Below are my cluster details
Access Mode: Single User
Spark Config: spark.driver.extraJavaOptions -DisGrpcEnabled=true -Dengine=spark -DtypeOfApplication=structuredstreaming -Djava.io.tmpdir=/tmp -DPYTHON_PATH=/opt/MyProject/lib/pyspark_libs/py4j-src.zip:/opt/MyProject/lib/pyspark_libs/pyspark.zip:/usr/lib/pyspark/py4j-src.zip:/usr/lib/pyspark/pyspark.zip:py4j-src.zip:pyspark.zip -DlogLevel=DEBUG -DgrpcServerHost=sample.grpc.com -DgrpcServerPort=15005 -DuserToken=O8XFEqjHrSPB7cKGu7KQkhJnFxCORVJ/KXE3bLXZrnRbV+Esssmptw== -DpipelineTenantId=1394 -Dsax.zookeeper.root=/sax -DaccountId=134
spark.serializer org.apache.spark.serializer.KryoSerializer
spark.kryo.classesToRegister org.apache.spark.sql.SparkSession
spark.databricks.delta.preview.enabled true
spark.databricks.delta.logStore.crossCloud.fatal false
spark.sql.extensions io.databricks.spark.sql.metastore.DefaultV2SessionCatalog
spark.sql.jsonGenerator.ignoreNullFields false
spark.databricks.delta.formatCheck.enabled false
spark.databricks.service.server.enabled true
spark.master local[*,4]
spark.databricks.cluster.profile singleNode
spark.executor.extraJavaOptions -DisGrpcEnabled=true -Dengine=spark -DtypeOfApplication=structuredstreaming -Djava.io.tmpdir=/tmp -DlogLevel=DEBUG -DgrpcServerHost=sample.grpc.com -DgrpcServerPort=15005 -DuserToken=O8XFEqjHrSPB7cKGu7KQkhJnFxCORVJ/KXE3bLXZrnRbV+Esssmptw== -DpipelineTenantId=1394 -Dsax.zookeeper.root=/sax -DaccountId=134
spark.sql.catalogImplementation in-memory
spark.databricks.acl.sql.enabled true
spark.python.trustedDataTransfer.enabled true
Policy: unrestricted
Databricks Runtime Version: 15.4 LTS (includes Apache Spark 3.5.0, Scala 2.12)

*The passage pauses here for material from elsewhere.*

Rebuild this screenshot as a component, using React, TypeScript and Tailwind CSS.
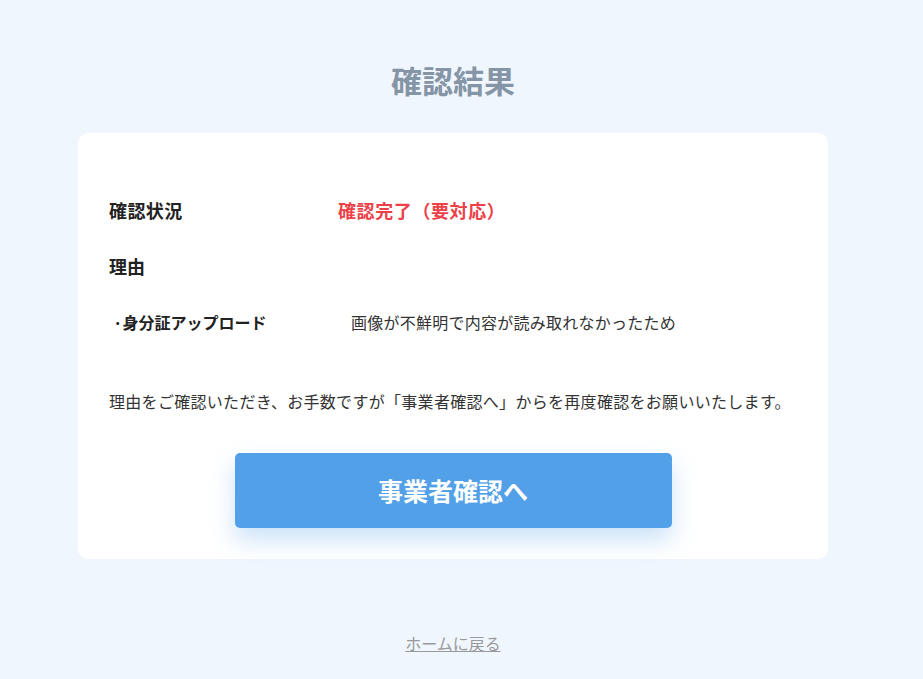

Libraries are installed from Volumes
Main Program:
public static void main(String[] args) throws InterruptedException, SSLException {
System.out.println("Running grpc client code");
String authToken = "tokenValue";
System.out.println("authToken: " + authToken);
String host = "sample.grpc.com";
System.out.println("host: " + host);
int port = 15005;
System.out.println("port: " + port);
ManagedChannel channel = ManagedChannelBuilder.forAddress(host, port).useTransportSecurity().intercept(new AuthClientInterceptor(authToken))
System.out.println("channel created");
GrpcServiceDefinitionGrpc.GrpcServiceDefinitionBlockingStub grpcStub = GrpcServiceDefinitionGrpc.newBlockingStub(channel);
System.out.println("stub created");
DynamicMethodRequest request = DynamicMethodRequest.newBuilder().setMethodName("getConfigurations").build();
System.out.println("request created");
DynamicMethodResponse res = grpcStub.invokeDynamicMethod(request);
System.out.println("res : " + res.getResponse());
System.out.println("toStringUtf8 : " + res.getResponse().toStringUtf8());
System.out.println("getResult : " + res.getResult());
DynamicMethodRequest extends
com.google.protobuf.GeneratedMessageV3 implements
value = "by gRPC proto compiler (version 1.56.1)",
comments = "Source: gRPC.proto")
public final class GrpcServiceDefinitionGrpc
12-18-2024 03:46 AM
Do you have this script set up on the job cluster? What happens if you select an all purpose cluster for this job using the same configuration?
Was the cluster with 12.2 DBR version using the same access mode as the one you are using now?
12-18-2024 04:20 AM
I have tried on both all purpose compute and job compute.
Yes, same access mode was configured in 2.2 LTS.
12-18-2024 05:33 AM
And this was working before is it correct? When the init was hosted in DBFS
12-18-2024 06:21 AM
It is not init script. It is a spark jar task which is executing some GRPC call to an external server from our spark job which are not reaching the target server.
It was working when I was using 12.2 LTS.